Discussion in 'Strategy Development' started by MarkBrown, Mar 10, 2013.

  1. Wish to open a discussion on the ill fated and well orchestrated ways to back test trading models. To successfully gain an idea which might provide and edge and then translate it into code is daunting enough. The ability to properly back test is very elusive let alone produce an outcome which is replicable in real trading is a near impossible feat.

    This continual failure is non prejudice it will destroy the wealthy and poor, the idiot and the savant, the young and old all alike. There are no qualifications which mankind has labeled or obtained which will secure the right to succeed in developing a successful trading system. What is your contribution to avoiding failures and pitfalls, your confession. Also it would be intresting to share what works and why.

    I will start off the conversation by saying that for many years of great promise and greater failure. I looked in the mirror and asked myself if I had wasted my time and money chasing a myth which was only profitable to vendors who perpetuated the dream.

    More on my personal experiences. After much failure in the area of back testing. I gave up and went to work for a person who provided the resources that I simply did not have. Armed with a well funded operation at my disposal, there was no excuse now not to figure this out.

    I was in a position where we had to reverse engineer a system to meet the expected criteria of our investors. As if it wasn't hard enough to build a successful model, we had to tailor make one to fit an expected risk profile. This set me back probably ten years, but taught me things I would have otherwise never discovered.


    Rule 1.) As much as I try and mechanicalize the process of optimizing models, there is always a bit of artwork which seems to be necessary. Example typically the most profitable parameters will be chosen by novice builders. I think this is because if they don't pick the absolute best parameter the model will fall apart. I often like to see a wide variety of parameters that the model can be set at which provide decent profits.

    Rule 2.) I mostly like a decent profit factor and a good size average trade net profit. However I find it almost impossible to even get that far looking at the stats of the model if the net profit is not at least fifty percent or greater than the gross profit. I have seen for example models that make one million gross but only net three-hundred thousand. I would rather see the net profit at five-hundred thousand or greater. This tell me the model has a chance in the real world, and this criteria eliminates many models.
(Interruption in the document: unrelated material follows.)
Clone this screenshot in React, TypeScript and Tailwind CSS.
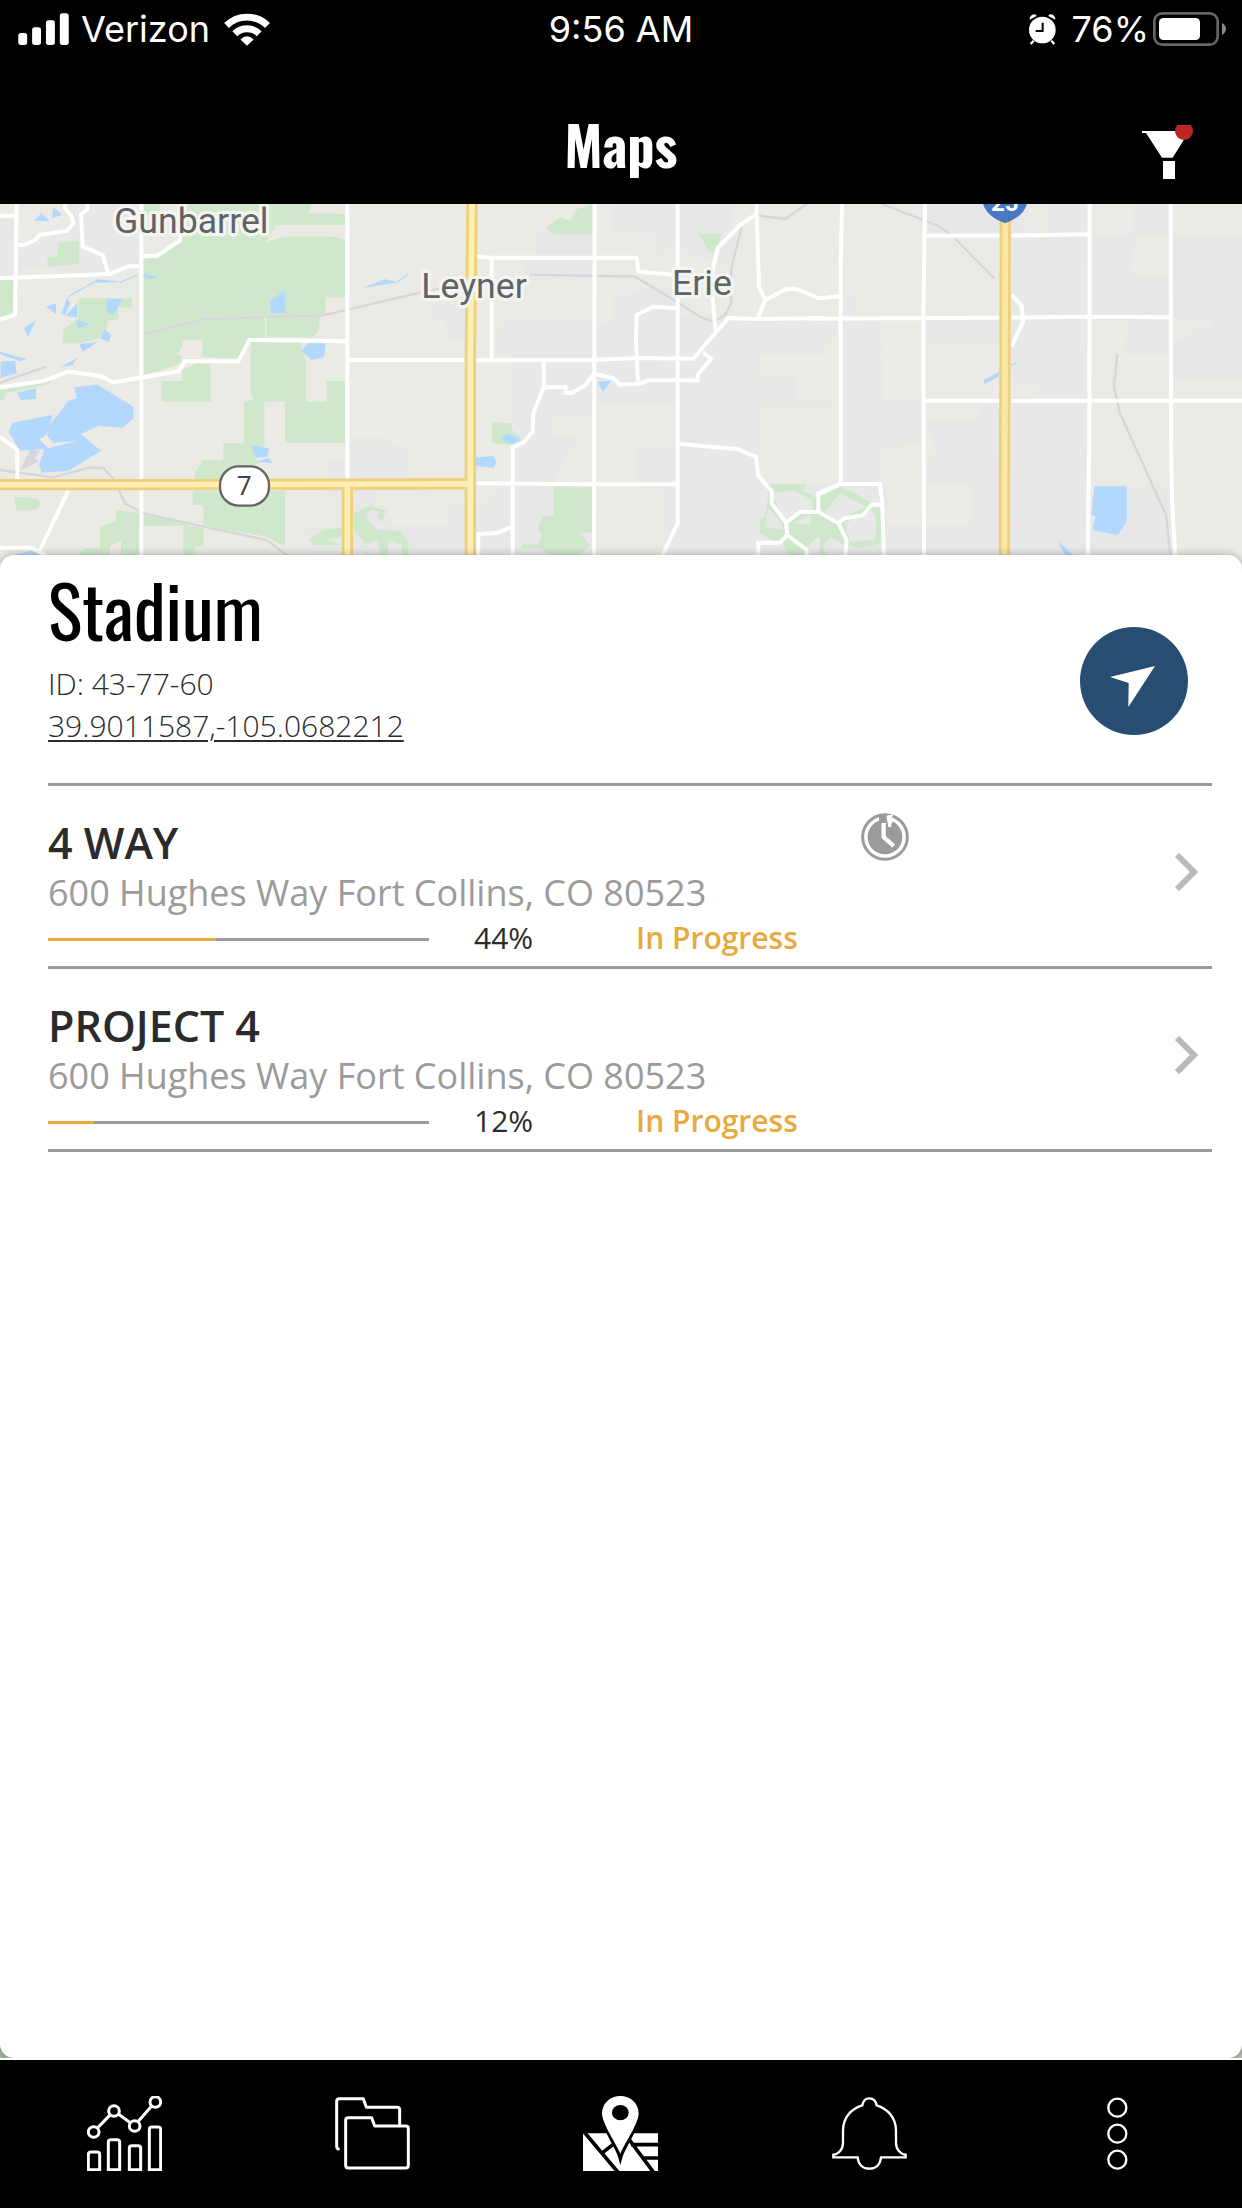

    Rule 3.) This is where there is a clear fork in the road between what makes money and what people want. People want to make money but take no risk doing so. Less risk models make less money and there is a hidden risk of not making enough money fast enough to outrun ever present inflation.

    Since I have learned to embrace risk rather than hide from it. I set out some criteria that must be met for clients trading to ease their fears. This is where the real challenge comes to model around perceived fears. The greatest fear that should be heeded is that of not making money.

    So rule three is to identify who this model is for and ask what do they expect out of it. It is not good enough any longer to just have a profitable model. That's yesterday, now there are very stringent and sophisticated ways to dissect a model. You need to be prepared for long exposure under the microscope. So be truthful with yourself and know that you have something that is real and can withstand peer review.

    Rule 4.) I always test using single lot contracts unless it's something of very low value and then I use 10 or multiples of. This allows me to better track actual system performance rather than rely on some leveraging scheme to make profits. So what I am saying is to trade the minimum amount of contracts you can during testing and keep the position size always the same for base testing. Then after you have a solid model add in the leveraging schemes else you may be fooled by randomness.
  2. kut2k2


    Great post.

    Allow me to rephrase your rules to make sure I have them correctly. Correct as necessary.

    Rule #1 - get a robust system, one that is profitable over a decent range of parameter values rather than a narrow range.

    Rule #2 - get a profit factor at least equal to two.

    Rule #3 - if you're going to be a wussy about risk, get out of trading and become a granny-style buy-and-hoper. Perhaps this is just my own personal philosophy overriding your rule. :D

    Rule #4 - use a fixed position size for backtesting to establish positive expectation before moving on to optimizing leverage (aka optimal position sizing).

    I'm ambivalent about Rule #2 but agree with the others, especially #4. I have a discussion on Kelly sizing going on right now in Trade Management if you wish to join us.
  3. Great post. Thanks for sharing!

    Another rule:

    Before you move on to creating a trading strategy to test, convince yourself (using Excel, or statistics, or whatever ...) that the edge you wish to exploit is really there in the data (i.e. in the price data, or whatever data you are using) ... only if it is, then build a strategy to test. The edge should be there and identifiable before you start defining entries and exits to exploit it ...
  4. kut2k2


    OK I'll bite.

    How do you determine that you have an edge before you test a strategy based on the edge? The main point of strategy testing is to determine that a real edge is there, or am I wrong about that?
  5. Let's say your edge was that you suspected a break through the prior day's High or Low usually led to a break out that could be chased for a reasonable trade.

    What I am saying is that before you look at coding a strategy that looks for a break out and then enters a trade, and adds a target and stop to that trade, there is other analysis you can do ahead of that ...

    ... perform a statistical analysis of the price action at all such break outs and determine if price subsequently moves in the direction you suspect. If it does, then go ahead and code up a strategy and move to the next stage of testing. If it doesn't, give up there and then, and move on.

    The point is that you might still code up a strategy and backtest to get what look like good results, but if there is no statistical basis for the edge you have identified, then the risks have increased that you are just curve fitting (because you have just matched price action with entries and exits serendipitously rather than as a result of any insight into market action).